- Work required
Leave out the pictures; transcribe all else exactly.

- Dataset section
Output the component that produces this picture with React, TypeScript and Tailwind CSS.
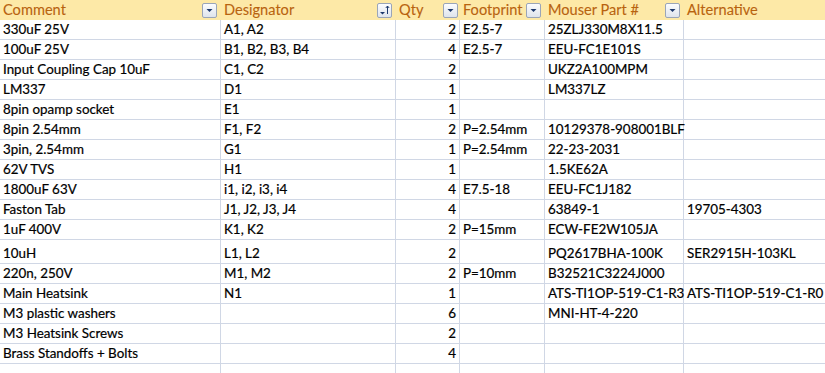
import React from 'react';

type Row = {
  comment: string;
  designator: string;
  qty: number;
  footprint: string;
  mouser: string;
  alt: string;
  tall?: boolean;
};

const rows: Row[] = [
  { comment: '330uF 25V', designator: 'A1, A2', qty: 2, footprint: 'E2.5-7', mouser: '25ZLJ330M8X11.5', alt: '' },
  { comment: '100uF 25V', designator: 'B1, B2, B3, B4', qty: 4, footprint: 'E2.5-7', mouser: 'EEU-FC1E101S', alt: '' },
  { comment: 'Input Coupling Cap 10uF', designator: 'C1, C2', qty: 2, footprint: '', mouser: 'UKZ2A100MPM', alt: '' },
  { comment: 'LM337', designator: 'D1', qty: 1, footprint: '', mouser: 'LM337LZ', alt: '' },
  { comment: '8pin opamp socket', designator: 'E1', qty: 1, footprint: '', mouser: '', alt: '' },
  { comment: '8pin 2.54mm', designator: 'F1, F2', qty: 2, footprint: 'P=2.54mm', mouser: '10129378-908001BLF', alt: '' },
  { comment: '3pin, 2.54mm', designator: 'G1', qty: 1, footprint: 'P=2.54mm', mouser: '22-23-2031', alt: '' },
  { comment: '62V TVS', designator: 'H1', qty: 1, footprint: '', mouser: '1.5KE62A', alt: '' },
  { comment: '1800uF 63V', designator: 'i1, i2, i3, i4', qty: 4, footprint: 'E7.5-18', mouser: 'EEU-FC1J182', alt: '' },
  { comment: 'Faston Tab', designator: 'J1, J2, J3, J4', qty: 4, footprint: '', mouser: '63849-1', alt: '19705-4303' },
  { comment: '1uF 400V', designator: 'K1, K2', qty: 2, footprint: 'P=15mm', mouser: 'ECW-FE2W105JA', alt: '' },
  { comment: '10uH', designator: 'L1, L2', qty: 2, footprint: '', mouser: 'PQ2617BHA-100K', alt: 'SER2915H-103KL', tall: true },
  { comment: '220n, 250V', designator: 'M1, M2', qty: 2, footprint: 'P=10mm', mouser: 'B32521C3224J000', alt: '' },
  { comment: 'Main Heatsink', designator: 'N1', qty: 1, footprint: '', mouser: 'ATS-TI1OP-519-C1-R3', alt: 'ATS-TI1OP-519-C1-R0' },
  { comment: 'M3 plastic washers', designator: '', qty: 6, footprint: '', mouser: 'MNI-HT-4-220', alt: '' },
  { comment: 'M3 Heatsink Screws', designator: '', qty: 2, footprint: '', mouser: '', alt: '' },
  { comment: 'Brass Standoffs + Bolts', designator: '', qty: 4, footprint: '', mouser: '', alt: '' },
];

const cols = ['w-[221px]', 'w-[175px]', 'w-[64px]', 'w-[85px]', 'w-[139px]', 'w-[160px]'];

function FilterButton({ sorted }: { sorted?: boolean }) {
  return (
    <div className="w-[15px] h-[15px] shrink-0 rounded-[2px] border border-[#9aa5b8] bg-gradient-to-b from-[#fbfcfe] to-[#dfe4ec] flex items-center justify-center">
      {sorted ? (
        <svg width="13" height="13" viewBox="0 0 13 13">
          <path d="M2 8 L7 8 L4.5 10.5 Z" fill="#1e3a6e" />
          <path d="M9.5 2 L9.5 10" stroke="#1e3a6e" strokeWidth="1" />
          <path d="M7.8 4 L9.5 2 L11.2 4" stroke="#1e3a6e" strokeWidth="1" fill="none" />
        </svg>
      ) : (
        <svg width="13" height="13" viewBox="0 0 13 13">
          <path d="M3.5 5 L9.5 5 L6.5 8 Z" fill="#1e3a6e" />
        </svg>
      )}
    </div>
  );
}

function HeaderCell({ label, width, sorted }: { label: string; width: string; sorted?: boolean }) {
  return (
    <div className={`${width} shrink-0 h-[20px] flex items-center justify-between pl-[3px] pr-[4px]`}>
      <span className="text-[#b8630f] leading-[18px]">{label}</span>
      <FilterButton sorted={sorted} />
    </div>
  );
}

function Cell({ children, width, right, tall }: { children?: React.ReactNode; width: string; right?: boolean; tall?: boolean }) {
  return (
    <div
      className={`${width} shrink-0 ${tall ? 'h-[24px]' : 'h-[20px]'} border-r border-b border-[#d0d7e5] flex items-end pb-[1px] px-[3px] whitespace-nowrap ${right ? 'justify-end' : ''}`}
    >
      <span className="leading-[18px]">{children}</span>
    </div>
  );
}

export default function App() {
  return (
    <div className="w-[825px] h-[373px] overflow-hidden bg-white text-black text-[13.4px] [-webkit-text-stroke:0.2px_black] font-['Lato','Carlito','Liberation_Sans',sans-serif]">
      <div className="flex bg-[#fde9a7] w-max text-[14.6px] [-webkit-text-stroke:0.1px_#b8630f]">
        <HeaderCell label="Comment" width={cols[0]} />
        <HeaderCell label="Designator" width={cols[1]} sorted />
        <div className={`${cols[2]} shrink-0 h-[20px] flex items-center justify-between pl-[3px] pr-[2px]`}>
          <span className="text-[#b8630f] leading-[18px]">Qty</span>
          <FilterButton />
        </div>
        <HeaderCell label="Footprint" width={cols[3]} />
        <HeaderCell label="Mouser Part #" width={cols[4]} />
        <HeaderCell label="Alternative" width={cols[5]} />
      </div>
      {rows.map((r) => (
        <div key={r.comment} className="flex w-max">
          <Cell width={cols[0]} tall={r.tall}>{r.comment}</Cell>
          <Cell width={cols[1]} tall={r.tall}>{r.designator}</Cell>
          <Cell width={cols[2]} tall={r.tall} right>{r.qty}</Cell>
          <Cell width={cols[3]} tall={r.tall}>{r.footprint}</Cell>
          <Cell width={cols[4]} tall={r.tall}>{r.mouser}</Cell>
          <Cell width={cols[5]} tall={r.tall}>{r.alt}</Cell>
        </div>
      ))}
      <div className="flex w-max">
        {cols.map((c) => (
          <Cell key={c} width={c} />
        ))}
      </div>
    </div>
  );
}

- Result
Output the component that produces this picture with React, TypeScript and Tailwind CSS.
import React from 'react';

type Row = {
  comment: string;
  designator: string;
  qty: number;
  footprint: string;
  mouser: string;
  alt: string;
  tall?: boolean;
};

const rows: Row[] = [
  { comment: '330uF 25V', designator: 'A1, A2', qty: 2, footprint: 'E2.5-7', mouser: '25ZLJ330M8X11.5', alt: '' },
  { comment: '100uF 25V', designator: 'B1, B2, B3, B4', qty: 4, footprint: 'E2.5-7', mouser: 'EEU-FC1E101S', alt: '' },
  { comment: 'Input Coupling Cap 10uF', designator: 'C1, C2', qty: 2, footprint: '', mouser: 'UKZ2A100MPM', alt: '' },
  { comment: 'LM337', designator: 'D1', qty: 1, footprint: '', mouser: 'LM337LZ', alt: '' },
  { comment: '8pin opamp socket', designator: 'E1', qty: 1, footprint: '', mouser: '', alt: '' },
  { comment: '8pin 2.54mm', designator: 'F1, F2', qty: 2, footprint: 'P=2.54mm', mouser: '10129378-908001BLF', alt: '' },
  { comment: '3pin, 2.54mm', designator: 'G1', qty: 1, footprint: 'P=2.54mm', mouser: '22-23-2031', alt: '' },
  { comment: '62V TVS', designator: 'H1', qty: 1, footprint: '', mouser: '1.5KE62A', alt: '' },
  { comment: '1800uF 63V', designator: 'i1, i2, i3, i4', qty: 4, footprint: 'E7.5-18', mouser: 'EEU-FC1J182', alt: '' },
  { comment: 'Faston Tab', designator: 'J1, J2, J3, J4', qty: 4, footprint: '', mouser: '63849-1', alt: '19705-4303' },
  { comment: '1uF 400V', designator: 'K1, K2', qty: 2, footprint: 'P=15mm', mouser: 'ECW-FE2W105JA', alt: '' },
  { comment: '10uH', designator: 'L1, L2', qty: 2, footprint: '', mouser: 'PQ2617BHA-100K', alt: 'SER2915H-103KL', tall: true },
  { comment: '220n, 250V', designator: 'M1, M2', qty: 2, footprint: 'P=10mm', mouser: 'B32521C3224J000', alt: '' },
  { comment: 'Main Heatsink', designator: 'N1', qty: 1, footprint: '', mouser: 'ATS-TI1OP-519-C1-R3', alt: 'ATS-TI1OP-519-C1-R0' },
  { comment: 'M3 plastic washers', designator: '', qty: 6, footprint: '', mouser: 'MNI-HT-4-220', alt: '' },
  { comment: 'M3 Heatsink Screws', designator: '', qty: 2, footprint: '', mouser: '', alt: '' },
  { comment: 'Brass Standoffs + Bolts', designator: '', qty: 4, footprint: '', mouser: '', alt: '' },
];

const cols = ['w-[221px]', 'w-[175px]', 'w-[64px]', 'w-[85px]', 'w-[139px]', 'w-[160px]'];

function FilterButton({ sorted }: { sorted?: boolean }) {
  return (
    <div className="w-[15px] h-[15px] shrink-0 rounded-[2px] border border-[#9aa5b8] bg-gradient-to-b from-[#fbfcfe] to-[#dfe4ec] flex items-center justify-center">
      {sorted ? (
        <svg width="13" height="13" viewBox="0 0 13 13">
          <path d="M2 8 L7 8 L4.5 10.5 Z" fill="#1e3a6e" />
          <path d="M9.5 2 L9.5 10" stroke="#1e3a6e" strokeWidth="1" />
          <path d="M7.8 4 L9.5 2 L11.2 4" stroke="#1e3a6e" strokeWidth="1" fill="none" />
        </svg>
      ) : (
        <svg width="13" height="13" viewBox="0 0 13 13">
          <path d="M3.5 5 L9.5 5 L6.5 8 Z" fill="#1e3a6e" />
        </svg>
      )}
    </div>
  );
}

function HeaderCell({ label, width, sorted }: { label: string; width: string; sorted?: boolean }) {
  return (
    <div className={`${width} shrink-0 h-[20px] flex items-center justify-between pl-[3px] pr-[4px]`}>
      <span className="text-[#b8630f] leading-[18px]">{label}</span>
      <FilterButton sorted={sorted} />
    </div>
  );
}

function Cell({ children, width, right, tall }: { children?: React.ReactNode; width: string; right?: boolean; tall?: boolean }) {
  return (
    <div
      className={`${width} shrink-0 ${tall ? 'h-[24px]' : 'h-[20px]'} border-r border-b border-[#d0d7e5] flex items-end pb-[1px] px-[3px] whitespace-nowrap ${right ? 'justify-end' : ''}`}
    >
      <span className="leading-[18px]">{children}</span>
    </div>
  );
}

export default function App() {
  return (
    <div className="w-[825px] h-[373px] overflow-hidden bg-white text-black text-[13.4px] [-webkit-text-stroke:0.2px_black] font-['Lato','Carlito','Liberation_Sans',sans-serif]">
      <div className="flex bg-[#fde9a7] w-max text-[14.6px] [-webkit-text-stroke:0.1px_#b8630f]">
        <HeaderCell label="Comment" width={cols[0]} />
        <HeaderCell label="Designator" width={cols[1]} sorted />
        <div className={`${cols[2]} shrink-0 h-[20px] flex items-center justify-between pl-[3px] pr-[2px]`}>
          <span className="text-[#b8630f] leading-[18px]">Qty</span>
          <FilterButton />
        </div>
        <HeaderCell label="Footprint" width={cols[3]} />
        <HeaderCell label="Mouser Part #" width={cols[4]} />
        <HeaderCell label="Alternative" width={cols[5]} />
      </div>
      {rows.map((r) => (
        <div key={r.comment} className="flex w-max">
          <Cell width={cols[0]} tall={r.tall}>{r.comment}</Cell>
          <Cell width={cols[1]} tall={r.tall}>{r.designator}</Cell>
          <Cell width={cols[2]} tall={r.tall} right>{r.qty}</Cell>
          <Cell width={cols[3]} tall={r.tall}>{r.footprint}</Cell>
          <Cell width={cols[4]} tall={r.tall}>{r.mouser}</Cell>
          <Cell width={cols[5]} tall={r.tall}>{r.alt}</Cell>
        </div>
      ))}
      <div className="flex w-max">
        {cols.map((c) => (
          <Cell key={c} width={c} />
        ))}
      </div>
    </div>
  );
}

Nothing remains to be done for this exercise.